If the company decided to shut down the very second ‘A Hard Day’s Night’ hit the airwaves, it would still be an iconic brand. The opening chord to end all opening chords, George Harrison’s Rickenbacker 360/12 gave The Beatles their signature sound and enthralled an entire world who otherwise might have written off the Fab Four as simply screaming teenage girls and hype. Harrison’s solo is perhaps the one piece of guitar history that will forever be associated with Rickenbacker.

‘In The City’ – The Jam

Throughout the 1960s and ’70s, every musician who bought a Rickenbacker did so with some level of reverence towards The Beatles. But even when punk bands were trying to demolish the remnants of Beatlemania, they couldn’t help but gravitate towards the instruments that The Beatles made famous.

Paul Weller and Bruce Foxton were perhaps the most visible Rickenbacker users of the punk era, swearing by the company’s guitars and basses as tools for sonic deconstruction. Their reliance on the brand helped Rickenbacker prove that their instruments were versatile enough to be used in any setting.

‘Ace of Spades’ – Motorhead

Sitting at the crossroads between punk and metal, although Lemmy always preferred to just call it “rock and roll”, Motorhead cranked up the gain and distortion to push the Rickenbacker bass to its ear-splitting height. A famous Beatle fanatic, Lemmy’s favouring of the 4000 series echoed Paul McCartney’s own use of the instrument, but Macca never got as dirty, aggressively nasty, or viciously cool as Lemmy could.

‘Ace of Spades’ is the perfect example of Lemmy’s unique ability to play the bass like a guitar without sacrificing any of the low end, a technique that would have been impossible without his trusty Rickenbacker.

‘For Whom The Bell Tolls’ – Metallica

Cliff Burton was a singular prodigy who expanded the horizons of what metal bass lines could do. Willing to experiment with pedals and tones, Burton brings a distorted, wah-wah infused sound to the band’s pummeling take on death and destruction, ‘For Whom The Bell Tolls’.

At that point, the Rickenbacker was synonymous with jangle pop and progressive rock, but thanks to Burton’s open-minded approach to music, the 4001S was able to escape its own preconceptions and transcend to a whole new world of genres and styles.

‘Give It To Me Baby’ – Rick James

Despite their ability to play almost anything, Rickenbacker basses do have a signature sound: aggressive and trebly, the tone can be rounded off to produce a supremely funky result. Rick James, the Super Freak himself, was privy to this and favoured Rickenbackers throughout the height of his fame.
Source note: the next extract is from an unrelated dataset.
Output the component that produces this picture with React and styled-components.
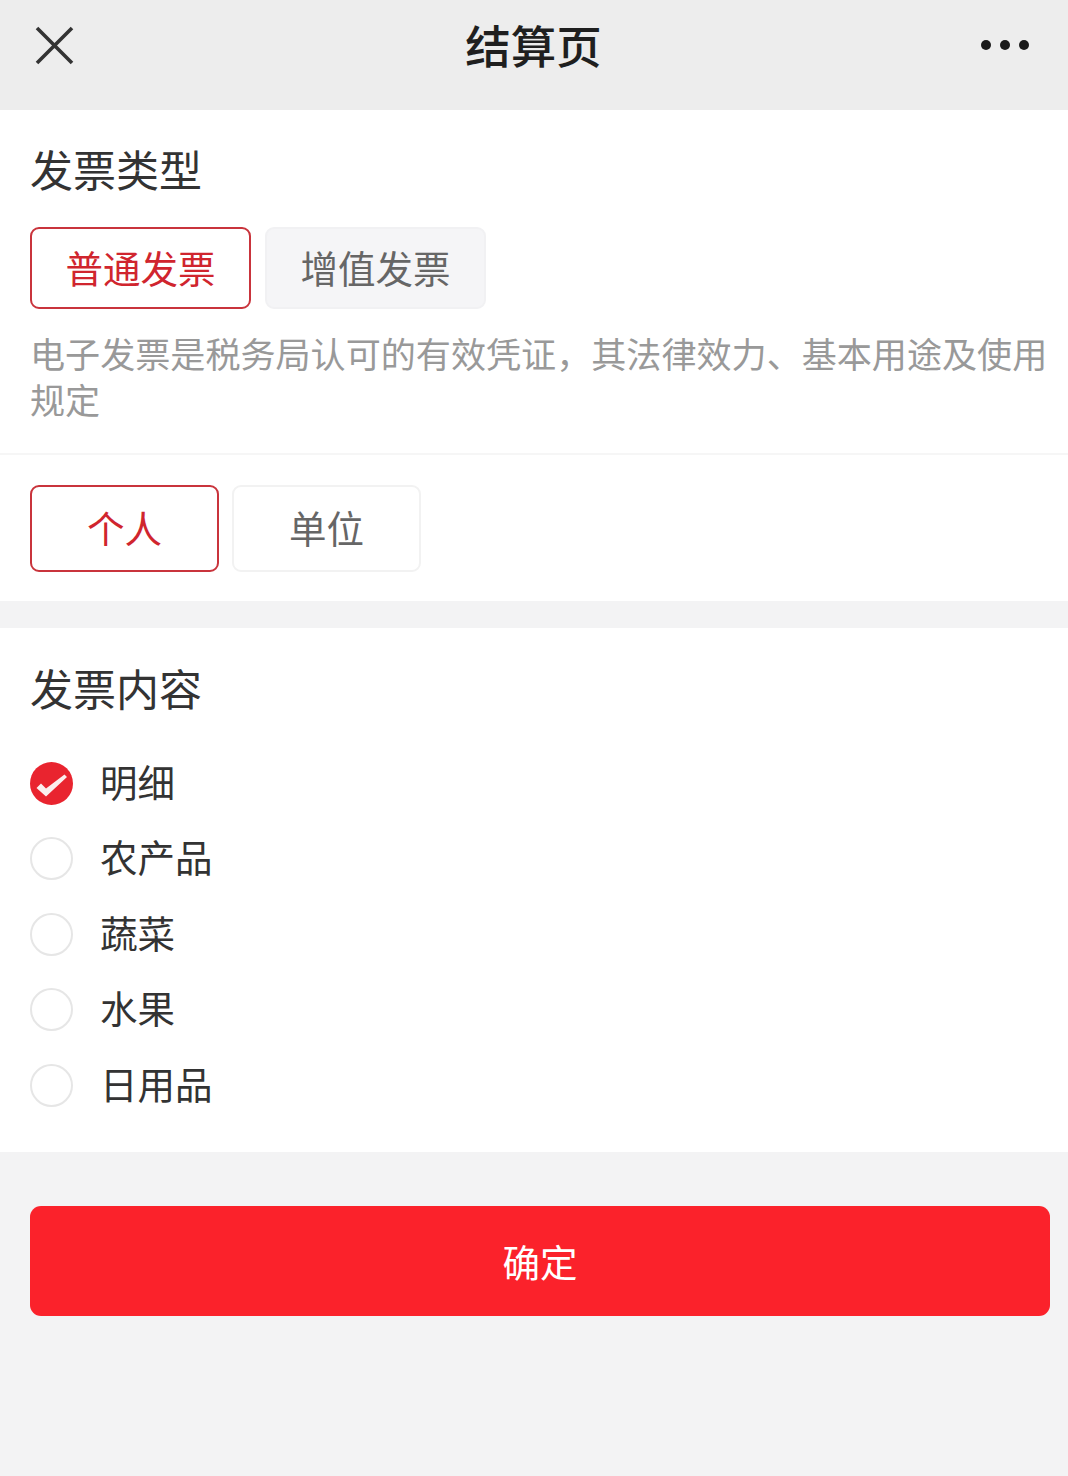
import React from 'react';
import styled, { createGlobalStyle } from 'styled-components';

const GlobalStyle = createGlobalStyle`
  html, body {
    margin: 0;
    padding: 0;
    background: #f3f3f4;
  }
  * {
    box-sizing: border-box;
  }
`;

const Page = styled.div`
  width: 1068px;
  height: 1476px;
  overflow: hidden;
  background: #f3f3f4;
  font-family: "Noto Sans CJK SC", "Liberation Sans", sans-serif;
  color: #333;
`;

const Header = styled.header`
  height: 110px;
  background: #ededed;
  display: flex;
  align-items: center;
  justify-content: space-between;
  padding: 0 39px 20px 35px;
`;

const CloseIcon = styled.svg`
  width: 39px;
  height: 39px;
  margin-right: 12px;
  display: block;
`;

const HeaderTitle = styled.h1`
  margin: -2px 0 0;
  font-size: 45.5px;
  font-weight: 500;
  line-height: 50px;
  color: #1f1f1f;
`;

const Dots = styled.div`
  display: flex;
  gap: 9px;
`;

const Dot = styled.span`
  width: 10px;
  height: 10px;
  border-radius: 50%;
  background: #1a1a1a;
`;

const Card = styled.section`
  background: #fff;
`;

const TypeBlock = styled.div`
  padding: 32px 20px 31px 30px;
  border-bottom: 2px solid #f6f6f6;
`;

const SectionTitle = styled.h2`
  margin: 0;
  font-size: 43px;
  font-weight: 400;
  line-height: 52px;
  color: #333;
`;

const ButtonRow = styled.div`
  display: flex;
  gap: ${(p) => p.$gap}px;
  margin-top: ${(p) => p.$top || 0}px;
`;

const Choice = styled.div`
  width: ${(p) => p.$width}px;
  height: ${(p) => p.$height}px;
  padding-bottom: 4px;
  display: flex;
  align-items: center;
  justify-content: center;
  font-size: 37.5px;
  border-radius: 9px;
  border: 2px solid ${(p) => (p.$active ? '#c9343c' : p.$filled ? '#f1f1f3' : '#f2f2f2')};
  background: ${(p) => (p.$filled ? '#f5f5f7' : '#fff')};
  color: ${(p) => (p.$active ? '#d0252e' : '#666')};
`;

const Description = styled.p`
  margin: 21px 0 0;
  font-size: 35.1px;
  line-height: 46px;
  color: #999;
`;

const PartyBlock = styled.div`
  padding: 30px 30px 29px;
`;

const ContentCard = styled(Card)`
  margin-top: 27px;
  padding: 33px 30px 29px;
  height: 524px;
`;

const OptionList = styled.div`
  margin-top: 32.5px;
  display: flex;
  flex-direction: column;
`;

const Option = styled.div`
  height: 75.5px;
  display: flex;
  align-items: center;
  gap: 27px;
  font-size: 37.5px;
  color: #333;
`;

const OptionLabel = styled.span`
  margin-top: -6px;
`;

const Radio = styled.span`
  width: 43px;
  height: 43px;
  flex: none;
  border-radius: 50%;
  border: 2px solid #e6e6e6;
  background: #fff;
`;

const CheckedRadio = styled.svg`
  width: 43px;
  height: 43px;
  flex: none;
  display: block;
`;

const ConfirmButton = styled.button`
  display: block;
  width: 1020px;
  height: 110px;
  margin: 54px 0 0 30px;
  padding: 0 0 2px;
  border: none;
  border-radius: 11px;
  background: #fb222b;
  color: #fff;
  font-family: inherit;
  font-size: 37.5px;
`;

const options = ['明细', '农产品', '蔬菜', '水果', '日用品'];

export default function App() {
  return (
    <Page>
      <GlobalStyle />
      <Header>
        <CloseIcon viewBox="0 0 39 39" fill="none">
          <path d="M2 2 L37 37 M37 2 L2 37" stroke="#333" strokeWidth="3.6" />
        </CloseIcon>
        <HeaderTitle>结算页</HeaderTitle>
        <Dots>
          <Dot />
          <Dot />
          <Dot />
        </Dots>
      </Header>
      <Card>
        <TypeBlock>
          <SectionTitle>发票类型</SectionTitle>
          <ButtonRow $gap={14} $top={33}>
            <Choice $active $width={221} $height={82}>普通发票</Choice>
            <Choice $filled $width={221} $height={82}>增值发票</Choice>
          </ButtonRow>
          <Description>电子发票是税务局认可的有效凭证，其法律效力、基本用途及使用规定</Description>
        </TypeBlock>
        <PartyBlock>
          <ButtonRow $gap={13}>
            <Choice $active $width={189} $height={87}>个人</Choice>
            <Choice $width={189} $height={87}>单位</Choice>
          </ButtonRow>
        </PartyBlock>
      </Card>
      <ContentCard>
        <SectionTitle>发票内容</SectionTitle>
        <OptionList>
          {options.map((label, i) => (
            <Option key={label}>
              {i === 0 ? (
                <CheckedRadio viewBox="0 0 43 43">
                  <circle cx="21.5" cy="21.5" r="21.5" fill="#e9242f" />
                  <path d="M6.5 26 L11 21.5 L16 26.5 L34.5 12.5 L37 15 L16 34.5 Z" fill="#fbeeee" />
                </CheckedRadio>
              ) : (
                <Radio />
              )}
              <OptionLabel>{label}</OptionLabel>
            </Option>
          ))}
        </OptionList>
      </ContentCard>
      <ConfirmButton>确定</ConfirmButton>
    </Page>
  );
}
Almost all his records and videos show him sporting a 4001, and if you want to know exactly what the ideal tone for a Rickenbacker bass sounds like, listen to the intro of ‘Give It To Me Baby’. There is no better example than that elastic, groove-centric lead-in line.

‘What Difference Does It Make?’ – The Smiths

Rickenbackers weren’t the only guitars that Johnny Marr used: the famously jangly intro to ‘This Charming Man’ is actually a ’54 Fender Telecaster, and these days Marr gravitates mostly to Fender Jaguars. However, if there’s one guitar that will forever be associated with Marr, it will be the Rickenbacker 330.

Used all over The Smith’s discography, the 330 was at its best on ‘What Difference Does It Make?’, the virtuosic riff-rocker that fully established Marr as a guitar god.

‘Freak Scene’ – Dinosaur Jr.

For all the genres it was being adapted for, the Rickenbacker had to be flexible: rigid, durable, and sonically pleasing were essential qualities. But most importantly, it had to be loud. No band did loud better than Dinosaur Jr., and in order to cut through J. Mascis’ fuzz-filled Fender Jazzmaster onslaught, bassist Lou Barlow turned to the singular bite of the Rickenbacker 4003.

Like Lemmy and Cliff Burton before him, Barlow found the power and punch of the 4003 necessary to create his own musical space among crashing cymbals and effects-heavy six strings. His bass lines are what gives the band its solid foundation, drawing a straight line through the trio’s “world’s loudest country band” ethos.

‘Mysterious Ways’ – U2

The Edge will always be associated with the Gibson Explorer. When paired with an Echoplex delay and Vox AC30 amp, the sound he creates is unmistakable. But credit where credit is due: the man never stopped expanding his palate.

His use of a Rickenbacker 330 and an envelope filter to create the unique riff that runs through ‘Mysterious Ways’ is a prime example of how The Edge, and the band, modified their sound to changing times.

‘Feels Like We Only Go Backwards’ – Tame Impala

In the modern day, the Rickenbacker is used by so many dichotomous artists that its signature jangle can be modified to fit any genre. If you didn’t know it, Tame Impala’s brand of psych rock wouldn’t necessarily fit the Rickenbacker mold, but Kevin Parker is never seen without his trusty 330.

It’s just the latest example of why Rickenbacker has survived for 90 years: they excel in high quality, highly alterable instruments that can fit in any sonic space.